In the past, many people tended to hold jobs for life. Once a person got employed, they kept loyal to one employer for life unless something big or special necessitated change.
The Japanese are still known to keep jobs for life. In Malawi, today, many people change jobs quite often. The younger employers change even more frequently.
Some three years ago, I was involved in recruiting a manager for one of the charities that I support and one candidate had changed five jobs in three years!
Of course, it does not reflect well when you change jobs that frequently like the example here.
When you are considering changing jobs, there are few things that you need to do right so that you manage your change and transition effectively. First, you need to take your final decision on whether to move jobs or not. The fact that you have a new job offer from a new employer is not enough basis for you to decide to switch jobs.

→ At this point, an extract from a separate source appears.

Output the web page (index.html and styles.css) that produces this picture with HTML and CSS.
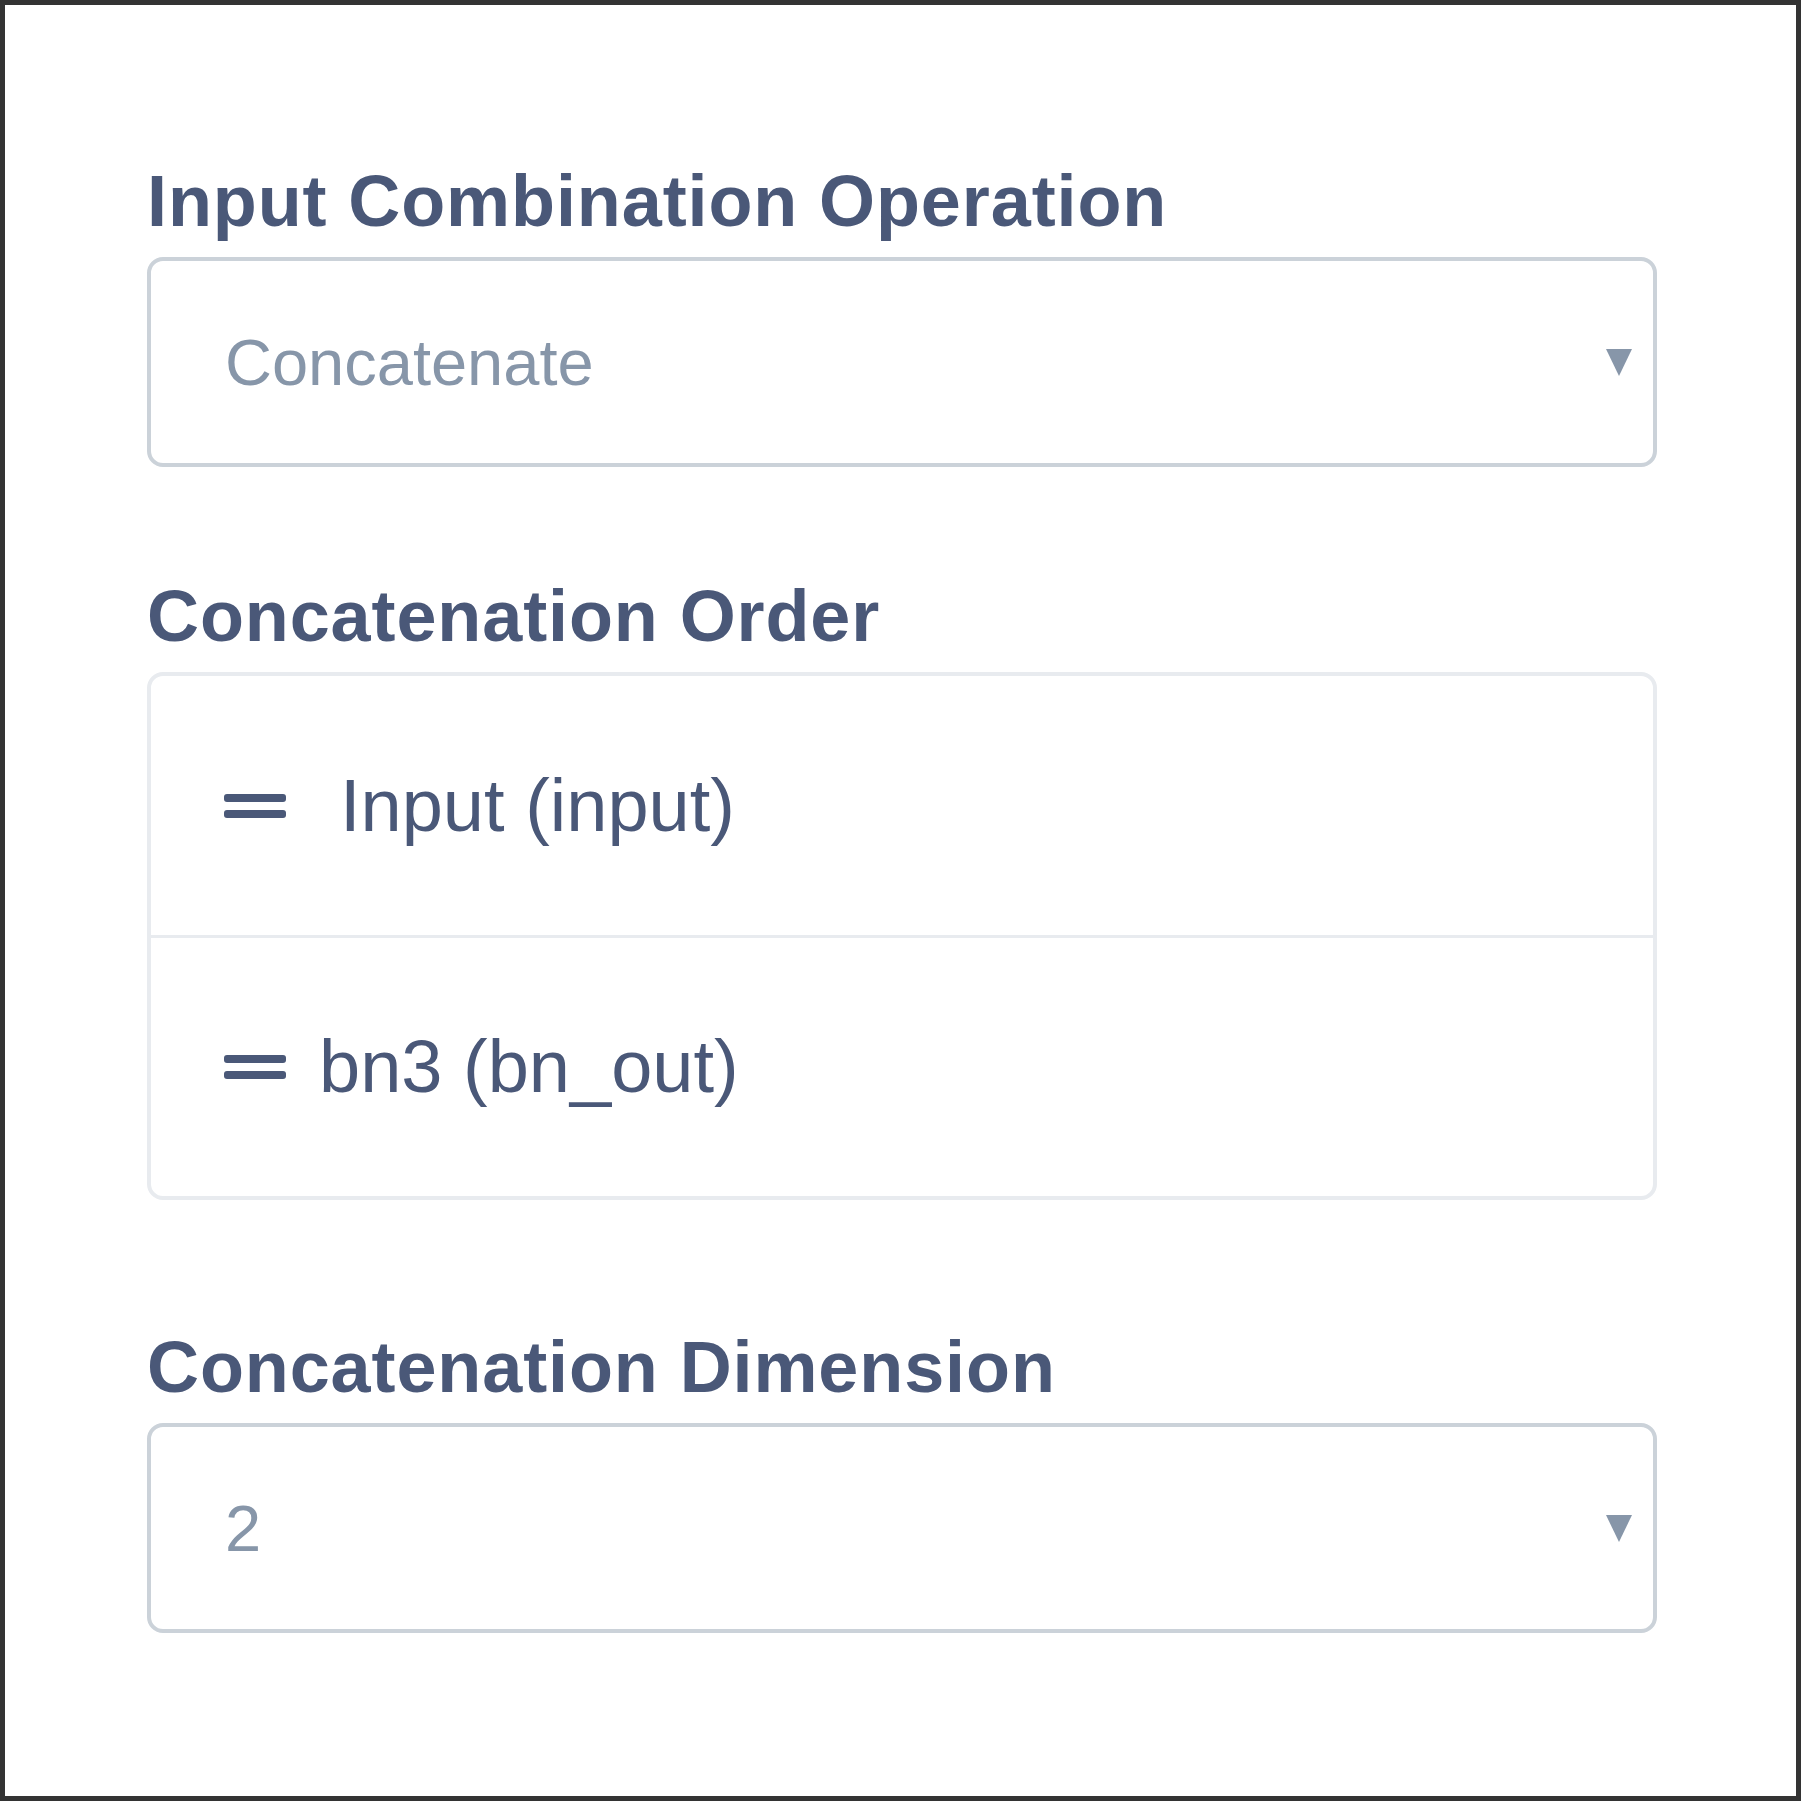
FILE: index.html
```html
<!DOCTYPE html>
<html lang="en">
<head>
<meta charset="utf-8">
<title>Input Combination</title>
<link rel="stylesheet" href="styles.css">
</head>
<body>
<div class="frame">
  <div class="panel">
    <section class="field field-op">
      <div class="field-label">Input Combination Operation</div>
      <div class="select">
        <span class="select-value">Concatenate</span>
        <span class="caret"></span>
      </div>
    </section>

    <section class="field field-order">
      <div class="field-label">Concatenation Order</div>
      <div class="order-list">
        <div class="order-row">
          <span class="handle"><span class="bar"></span><span class="bar"></span></span>
          <span class="order-text order-text-wide">Input (input)</span>
        </div>
        <div class="order-row">
          <span class="handle"><span class="bar"></span><span class="bar"></span></span>
          <span class="order-text">bn3 (bn_out)</span>
        </div>
      </div>
    </section>

    <section class="field field-dim">
      <div class="field-label">Concatenation Dimension</div>
      <div class="select">
        <span class="select-value">2</span>
        <span class="caret"></span>
      </div>
    </section>
  </div>
</div>
</body>
</html>
```

FILE: styles.css
```css
html, body {
  margin: 0;
  padding: 0;
  background: #ffffff;
}

.frame {
  width: 1801px;
  height: 1801px;
  box-sizing: border-box;
  border: 5px solid #333333;
  background: #ffffff;
  font-family: "Liberation Sans", Arial, sans-serif;
}

.panel {
  padding: 160px 139px 0 142px;
  display: flex;
  flex-direction: column;
}

.field {
  display: flex;
  flex-direction: column;
}

.field-order {
  margin-top: 113px;
}

.field-dim {
  margin-top: 131px;
}

.field-label {
  font-weight: 700;
  font-size: 72px;
  line-height: 72px;
  letter-spacing: 0.9px;
  color: #4a5878;
  margin-bottom: 20px;
  white-space: nowrap;
}

.select {
  height: 210px;
  box-sizing: border-box;
  border: 4px solid #cbd2d9;
  border-radius: 16px;
  display: flex;
  align-items: center;
  justify-content: space-between;
  padding: 0 21px 0 74px;
}

.select-value {
  font-size: 65px;
  line-height: 65px;
  color: #8796a9;
}

.caret {
  width: 0;
  height: 0;
  border-left: 13.5px solid transparent;
  border-right: 13.5px solid transparent;
  border-top: 27px solid #8796a9;
}

.order-list {
  box-sizing: border-box;
  border: 4px solid #e8ebef;
  border-radius: 16px;
  display: flex;
  flex-direction: column;
}

.order-row {
  height: 259px;
  box-sizing: border-box;
  display: flex;
  align-items: center;
  padding-left: 73px;
}

.order-row + .order-row {
  height: 261px;
  border-top: 3px solid #e8ebef;
}

.handle {
  width: 62px;
  display: flex;
  flex-direction: column;
  gap: 8px;
}

.bar {
  display: block;
  height: 8px;
  border-radius: 3px;
  background: #4a5878;
}

.order-text {
  font-size: 74px;
  line-height: 74px;
  color: #4a5878;
  margin-left: 33px;
  white-space: nowrap;
}

.order-text-wide {
  margin-left: 54px;
}
```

Even simply being offered a higher basic salary is not an adequate reason to switch jobs. Even when you complete your table of comparisons that combines the cash equivalents of the benefits.
The first basis for switching jobs should be whether the new job will give you a much better mix and package of happiness, job satisfaction, career growth, networking opportunities, personal development and work-life balance. Money should be the last element, not the first consideration.
Last week, I met a friend of mine with whom I had worked with when I was a student intern at one of the companies in Blantyre in the late 1990s. This friend told me how he left the job in the company where I had met, three years later, taking a 30 percent pay cut for a job where he saw great opportunity for furthering his education, training, certification and professional development.
Ten years on, today he is a great and highly rewarding job—only because for three years, he worked on a lower paying job that accelerated his professional development and skills deepening. He had long-term career insight.
Once you have consulted your trusted friends and perhaps your mentors or coaches and you have come to a personal conviction that you need to switch to the new employer that offers you a new job, you now need to think of how you can best manage the exit and how you can prepare for your entry into the new job.
You need to seriously think about the exit from the current job as much as you think about the entry into the new job.
First, even before you can draft your resignation letter, you need to meticulously check what obligations you have with your current employer and also check the exit clauses. Many people do not even read exit clauses of their employment contract when signing job offers.
Some even forget to read this important clause even before they resign from their job. This can turn out to be costly to you. You may have to talk to your new employer to check if they may help you shoulder the burden of the exit implications as part of your negotiations, well before you close the deal.
Clearly, you need to be aware of your exit obligations even as you expect the new job offer to reach you. Ask how much you owe the company.
The second important matter about preparing for your exit is that you need to inform all the key people about your intended resignation before you serve them with the letter. You need to arrange a meeting with your immediate boss, and in some cases, including his or her boss.
Also have a good meeting with your main contact in human resources (HR) team. I remember that a few years ago when I was switching jobs in a distant place, the HR contact was so kind that she advised me to hold my resignation for just one more week to still be eligible for my bonus!